Here, we build the translator using the beam search

translator = nmt.translation.BeamSearchTranslator(model=model,
                                                  beam_size=hparams.beam_size,
                                                  scorer=nlp.model.BeamSearchScorer(alpha=hparams.lp_alpha,
                                                                                    K=hparams.lp_k),
                                                  max_length=200)
print('Use beam_size=%d, alpha=%.2f, K=%d' % (hparams.beam_size, hparams.lp_alpha, hparams.lp_k))

Training Loop

Before conducting training, we need to create trainer for updating the parameter. In the following example, we create a trainer that uses ADAM optimzier.

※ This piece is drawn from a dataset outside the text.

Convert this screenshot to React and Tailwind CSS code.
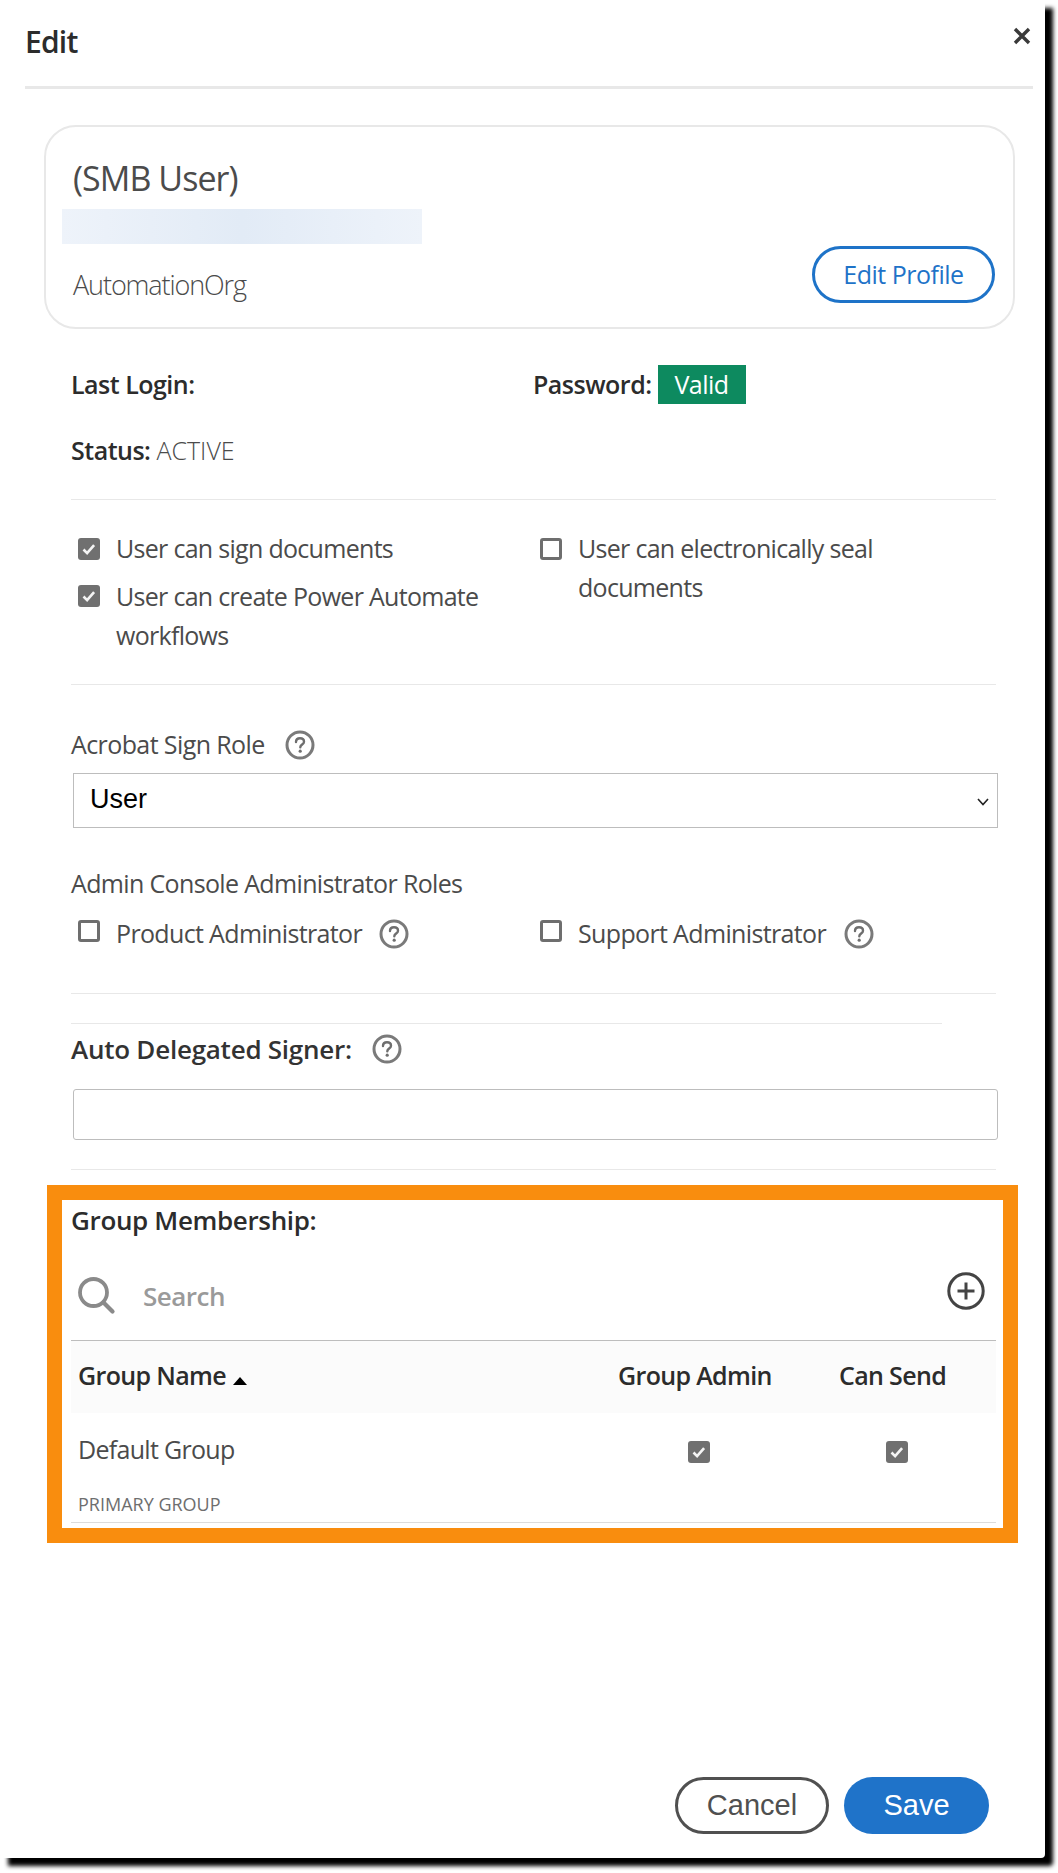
import React from "react";

const sans = "font-['Open_Sans','Noto_Sans',sans-serif]";

function Help({ className = "" }) {
  return (
    <svg width="30" height="30" viewBox="0 0 30 30" fill="none" className={className}>
      <circle cx="15" cy="15" r="13" stroke="#7a7a7a" strokeWidth="3" />
      <path d="M11 12c0-2.4 1.8-3.7 4-3.7s4 1.3 4 3.4c0 2.8-3.7 2.9-3.7 5.6" stroke="#6e6e6e" strokeWidth="2.4" strokeLinecap="round" />
      <circle cx="15.2" cy="21.2" r="1.6" fill="#6e6e6e" />
    </svg>
  );
}

function Check({ checked, className = "" }) {
  if (!checked) {
    return <span className={`block w-[22px] h-[22px] shrink-0 rounded-[3px] border-[3px] border-[#6e6e6e] bg-white ${className}`} />;
  }
  return (
    <span className={`flex items-center justify-center w-[22px] h-[22px] shrink-0 rounded-[3px] bg-[#707070] ${className}`}>
      <svg width="16" height="16" viewBox="0 0 16 16" fill="none">
        <path d="M2.5 8.5l3.6 3.6 7-8" stroke="#f4f4f4" strokeWidth="2.6" />
      </svg>
    </span>
  );
}

function Hr({ className = "" }) {
  return <div className={`h-px bg-[#e8e8e8] ${className}`} />;
}

export default function App() {
  return (
    <div className={`${sans} w-[1058px] h-[1873px] bg-white text-[#4b4b4b]`}>
      <div className="w-[1045px] h-[1858px] bg-white rounded-br-[4px] shadow-[8px_8px_4px_#000] flex flex-col overflow-visible">
        {/* header */}
        <div className="ml-[25px] w-[1008px] h-[89px] border-b-[3px] border-[#e8e8e8] flex justify-between">
          <div className="mt-[23px] h-[38px] leading-[38px] text-[30px] font-semibold text-[#2c2c2c] tracking-[-0.8px]">Edit</div>
          <svg width="18" height="18" viewBox="0 0 18 18" className="mt-[27px] mr-[2px]">
            <path d="M2 2l14 14M16 2L2 16" stroke="#3a3a3a" strokeWidth="3.4" />
          </svg>
        </div>

        {/* profile card */}
        <div className="ml-[44px] mt-[36px] w-[971px] h-[204px] shrink-0 rounded-[32px] border-2 border-[#e8e8e8] flex justify-between pl-[27px] pr-[18px]">
          <div className="flex flex-col">
            <div className="mt-[31px] h-[40px] leading-[40px] text-[34px] tracking-[-0.95px]">(SMB User)</div>
            <div className="-ml-[11px] mt-[11px] w-[360px] h-[35px] bg-gradient-to-r from-[#eef3fa] via-[#e2ebf6] to-[#eef3fa]" />
            <div className="mt-[24px] whitespace-nowrap h-[34px] leading-[34px] text-[27px] font-light tracking-[-1.1px]">AutomationOrg</div>
          </div>
          <button className="self-end mb-[24px] w-[183px] h-[57px] rounded-full border-[3px] border-[#1e73c8] text-[25px] text-[#1e73c8] tracking-[-0.5px]">Edit Profile</button>
        </div>

        {/* details */}
        <div className="ml-[71px] w-[925px]">
          <div className="mt-[36px] h-[39px] flex items-center text-[25px] font-semibold text-[#2c2c2c] tracking-[-0.5px]">
            <div className="w-[462px]">Last Login:</div>
            <div>Password:</div>
            <div className="ml-[6px] w-[88px] h-[39px] leading-[39px] text-center bg-[#0d8a5f] text-white font-normal text-[25px]">Valid</div>
          </div>
          <div className="mt-[31px] h-[30px] leading-[30px] text-[25px] tracking-[-0.5px]">
            <span className="font-semibold text-[#2c2c2c]">Status:</span> <span className="font-light tracking-[0px]">ACTIVE</span>
          </div>
          <Hr className="mt-[34px]" />

          <div className="mt-[29px] flex text-[25px] leading-[39px] tracking-[-0.7px]">
            <div className="w-[469px] flex flex-col gap-[9px]">
              <div className="flex gap-[16px] pl-[7px]">
                <Check checked className="mt-[9px]" />
                <div>User can sign documents</div>
              </div>
              <div className="flex gap-[16px] pl-[7px]">
                <Check checked className="mt-[8px]" />
                <div className="w-[370px]">User can create Power Automate workflows</div>
              </div>
            </div>
            <div className="flex gap-[16px]">
              <Check className="mt-[9px]" />
              <div className="w-[340px]">User can electronically seal documents</div>
            </div>
          </div>
          <Hr className="mt-[29px]" />

          <div className="mt-[45px] h-[30px] flex items-center gap-[20px] text-[25px] tracking-[-0.6px]">
            <span>Acrobat Sign Role</span>
            <Help />
          </div>
          <div className="mt-[13px] ml-[2px] -mr-[2px] h-[55px] border border-[#bdbdbd] flex items-center justify-between pl-[16px] pb-[3px] pr-[8px] font-['Liberation_Sans',sans-serif] text-[27px] text-black">
            <span>User</span>
            <svg width="12" height="8" viewBox="0 0 12 8" fill="none" className="mt-[5px]">
              <path d="M1 1l5 5.6L11 1" stroke="#222" strokeWidth="1.6" />
            </svg>
          </div>

          <div className="mt-[40px] h-[30px] leading-[30px] text-[25px] tracking-[-0.65px]">Admin Console Administrator Roles</div>
          <div className="mt-[21px] h-[30px] flex text-[25px] tracking-[-0.65px]">
            <div className="w-[469px] flex items-center pl-[7px]">
              <Check className="mb-[6px]" />
              <span className="ml-[16px]">Product Administrator</span>
              <Help className="ml-[17px]" />
            </div>
            <div className="flex items-center">
              <Check className="mb-[6px]" />
              <span className="ml-[16px]">Support Administrator</span>
              <Help className="ml-[18px]" />
            </div>
          </div>
          <Hr className="mt-[44px]" />
          <Hr className="mt-[29px] w-[871px]" />

          <div className="mt-[10px] h-[30px] flex items-center gap-[20px] text-[26px] font-semibold text-[#333] tracking-[-0.25px]">
            <span>Auto Delegated Signer:</span>
            <Help />
          </div>
          <div className="mt-[25px] ml-[2px] -mr-[2px] h-[51px] rounded-[3px] border border-[#bdbdbd]" />
          <Hr className="mt-[29px]" />
        </div>

        {/* group membership */}
        <div className="ml-[47px] mt-[15px] w-[971px] h-[358px] shrink-0 border-[15px] border-[#f98d0e] pt-[5px] pl-[9px] pr-[7px]">
          <div className="h-[30px] leading-[30px] text-[26px] font-semibold text-[#2c2c2c] tracking-[-0.35px]">Group Membership:</div>
          <div className="mt-[35px] h-[71px] border-b border-[#bdbdbd] flex justify-between">
            <div className="flex items-start pl-[7px]">
              <svg width="38" height="38" viewBox="0 0 38 38" fill="none" className="mt-[7px]">
                <circle cx="15.5" cy="15.5" r="13.5" stroke="#8a8a8a" strokeWidth="3.8" />
                <path d="M25.5 25.5l9 9" stroke="#8a8a8a" strokeWidth="4.2" strokeLinecap="round" />
              </svg>
              <span className="ml-[27px] mt-[10px] h-[32px] leading-[32px] text-[26px] font-semibold text-[#9a9a9a] tracking-[-0.5px]">Search</span>
            </div>
            <svg width="38" height="38" viewBox="0 0 38 38" fill="none" className="mt-[2px] mr-[11px]">
              <circle cx="19" cy="19" r="17.2" stroke="#444" strokeWidth="3" />
              <path d="M19 10.5v17M10.5 19h17" stroke="#444" strokeWidth="3" />
            </svg>
          </div>
          <div className="h-[72px] pb-[2px] bg-[#fbfbfb] flex items-center text-[25px] font-semibold text-[#2c2c2c] tracking-[-0.65px]">
            <div className="w-[547px] pl-[7px] flex items-center">
              <span>Group Name</span>
              <span className="ml-[7px] mt-[10px] w-0 h-0 border-x-[7px] border-x-transparent border-b-[8px] border-b-black" />
            </div>
            <div className="w-[221px]">Group Admin</div>
            <div>Can Send</div>
          </div>
          <div className="h-[110px] border-b border-[#dcdcdc] flex">
            <div className="w-[547px] pl-[7px]">
              <div className="mt-[18px] h-[36px] leading-[36px] text-[25px] tracking-[-0.7px]">Default Group</div>
              <div className="mt-[25px] h-[24px] leading-[24px] text-[18px] text-[#6e6e6e]">PRIMARY GROUP</div>
            </div>
            <div className="w-[221px] pl-[70px] pt-[28px]"><Check checked /></div>
            <div className="pl-[47px] pt-[28px]"><Check checked /></div>
          </div>
        </div>

        {/* footer */}
        <div className="mt-[234px] pr-[56px] flex justify-end gap-[15px] font-['Liberation_Sans',sans-serif] text-[29px]">
          <button className="w-[154px] h-[57px] rounded-full border-[3px] border-[#505050] text-[#505050]">Cancel</button>
          <button className="w-[145px] h-[57px] rounded-full bg-[#1f73c9] text-white">Save</button>
        </div>
      </div>
    </div>
  );
}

trainer = gluon.Trainer(model.collect_params(), hparams.optimizer,
                        {'learning_rate': hparams.lr, 'beta2': 0.98, 'epsilon': 1e-9})
print('Use learning_rate=%.2f'
      % (trainer.learning_rate))

We can then write the training loop. During the training, we perform the evaluation on validation and testing dataset every epoch, and record the parameters that give the hightest BLEU score on validation dataset. Before performing forward and backward, we first use as_in_context function to copy the mini-batch to GPU. The statement with mx.autograd.record() will locate Gluon backend to compute the gradients for the part inside the block. For ease of observing the convergence of the update of the Loss in a quick fashion, we set the epochs = 3. Notice that, in order to obtain the best BLEU score, we will need more epochs and large warmup steps following the original paper as you can find the SOTA results in the first subsection. Besides, we use Averaging SGD [2] to update the parameters, since it is more robust for the machine translation task.

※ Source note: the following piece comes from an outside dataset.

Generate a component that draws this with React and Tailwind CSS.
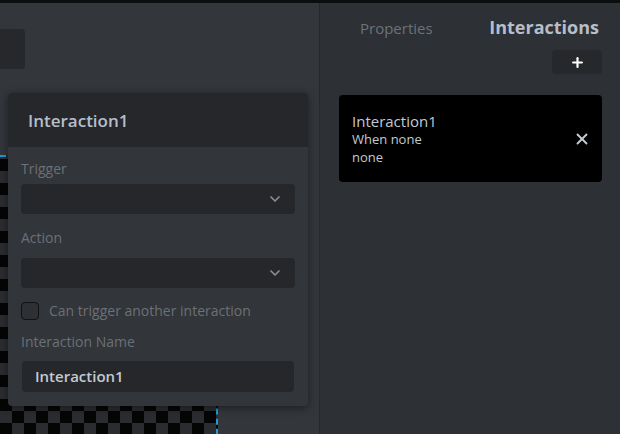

best_valid_loss = float('Inf')
step_num = 0
#We use warmup steps as introduced in [1].
warmup_steps = hparams.warmup_steps
grad_interval = hparams.num_accumulated
model.setattr('grad_req', 'add')
#We use Averaging SGD [2] to update the parameters.
average_start = (len(train_data_loader) // grad_interval) * \
    (hparams.epochs - hparams.average_start)
average_param_dict = {k: mx.nd.array([0]) for k, v in
                                      model.collect_params().items()}
update_average_param_dict = True
model.zero_grad()
for epoch_id in range(hparams.epochs):
    utils.train_one_epoch(epoch_id, model, train_data_loader, trainer,
                          label_smoothing, loss_function, grad_interval,
                          average_param_dict, update_average_param_dict,
                          step_num, ctx)
    mx.nd.waitall()
    # We define evaluation function as follows. The `evaluate` function use beam search translator
    # to generate outputs for the validation and testing datasets.
    valid_loss, _ = utils.evaluate(model, val_data_loader,
                                   test_loss_function, translator,
                                   tgt_vocab, detokenizer, ctx)
    print('Epoch %d, valid Loss=%.4f, valid ppl=%.4f'
          % (epoch_id, valid_loss, np.exp(valid_loss)))
    test_loss, _ = utils.evaluate(model, test_data_loader,
                                  test_loss_function, translator,
                                  tgt_vocab, detokenizer, ctx)
    print('Epoch %d, test Loss=%.4f, test ppl=%.4f'
          % (epoch_id, test_loss, np.exp(test_loss)))
    if valid_loss < best_valid_loss:
        best_valid_loss = valid_loss
        model.save_parameters('{}.{}'.format(hparams.save_dir, 'valid_best.params'))
    model.save_parameters('{}.epoch{:d}.params'.format(hparams.save_dir, epoch_id))
mx.nd.save('{}.{}'.format(hparams.save_dir, 'average.params'), average_param_dict)

if hparams.average_start > 0:
    for k, v in model.collect_params().items():
        v.set_data(average_param_dict[k])
else:
    model.load_parameters('{}.{}'.format(hparams.save_dir, 'valid_best.params'), ctx)
valid_loss, _ = utils.evaluate(model, val_data_loader,
                               test_loss_function, translator,
                               tgt_vocab, detokenizer, ctx)
print('Best model valid Loss=%.4f, valid ppl=%.4f'
      % (valid_loss, np.exp(valid_loss)))
test_loss, _ = utils.evaluate(model, test_data_loader,
                              test_loss_function, translator,
                              tgt_vocab, detokenizer, ctx)
print('Best model test Loss=%.4f, test ppl=%.4f'
      % (test_loss, np.exp(test_loss)))

Conclusion

  • Showcase with Transformer, we are able to support the deep neural networks for seq2seq task. We have already achieved SOTA results on the WMT 2014 English-German task.

  • Gluon NLP Toolkit provides high-level APIs that could drastically simplify the development process of modeling for NLP tasks sharing the encoder-decoder structure.

  • Low-level APIs in NLP Toolkit enables easy customization.

Documentation can be found at https://gluon-nlp.mxnet.io/index.html

Code is here https://github.com/dmlc/gluon-nlp

References

[1] Vaswani, Ashish, et al. “Attention is all you need.” Advances in Neural Information Processing Systems. 2017.

[2] Polyak, Boris T, and Anatoli B. Juditsky. “Acceleration of stochastic approximation by averaging.” SIAM Journal on Control and Optimization. 1992.